Wilcox sat down for an open ended Q&A session with about 200 season ticket holders and team club members and was grilled on some of the team’s personnel decisions. Multiple fans expressed frustration with the organization’s leadership and roster construction

“I know you guys may be angry with me, but I’m used to it because I have a black wife and three mixed kids, so I’m used to people being angry and argumentative,” Wilcox reportedly said.

He apologized in a statement to Deadspin on Friday: “At an early December chalk talk, I made a self-deprecating comment at my own expense regarding my family, which is multi-racial. This joke offended Mr. Crawford and his wife and for that, I apologize.”

Deadspin’s account of the comments came from two people who were present, one being season ticket holder Clarenton Crawford, who proceeded to write an angry email to team CEO Steve Koonin. Crawford reiterated many of his frustrations about the team’s on-court product, including lobbying for Mark Jackson as head coach, and then ended his note expressing his and his wife’s grievances over Wilcox’s comments, adding that Wilcox immediately asked another white team employee if his joke was okay to make.

Crawford, who is black, was upset also due to the Hawks’ recent history — two years ago, former GM Danny Ferry was found to have made private comments about Luol Deng connecting his African heritage to his character in a negative manner, followed by a separate revelation that former owner Bruce Levenson sent an email that suggested the team’s white fans were more important than their black fans. In the aftermath of those controversies, Ferry resigned, and Levenson sold the team. 
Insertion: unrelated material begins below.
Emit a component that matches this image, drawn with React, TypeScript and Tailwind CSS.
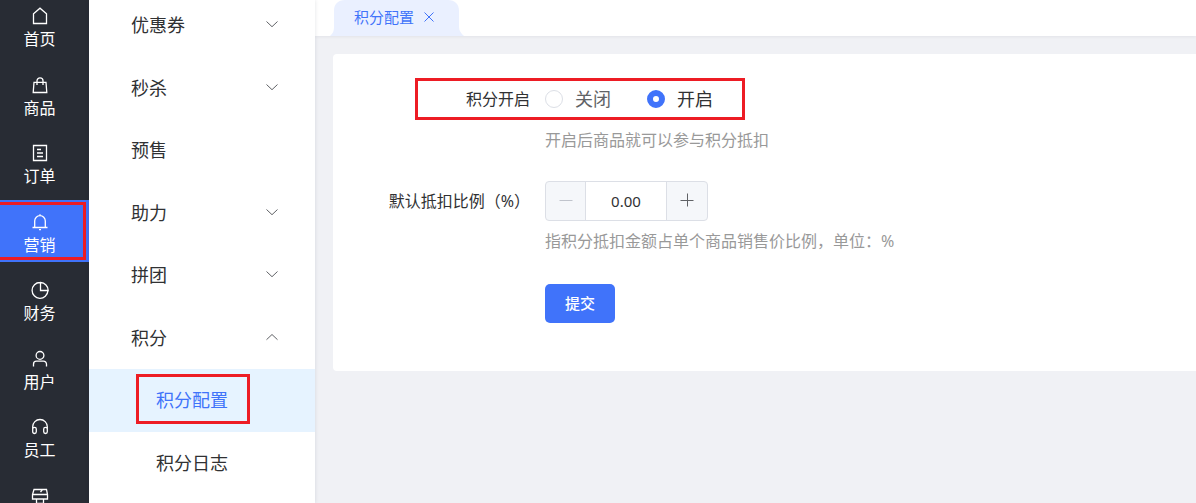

Wilcox and the Crawfords later had a sit-down meeting with senior vice president Nzinga Shaw, who was brought in as the league’s first diversity officer after Atlanta’s previous scandals.​

Shaw issued the following statement to The Undefeated.

“After hearing multiple sides of the story and getting multiple eyewitness accounts of what took place, I am not convinced that what we heard and read in Deadspin is a direct quote that was used. Wes, however, certainly did make his off-color statement, which included elements of describing his wife's race. People that were in the room could make the assumption that he was using her race for the reason of the comments that followed. We certainly do not approve of this behavior and we are going to handle this manner internally.”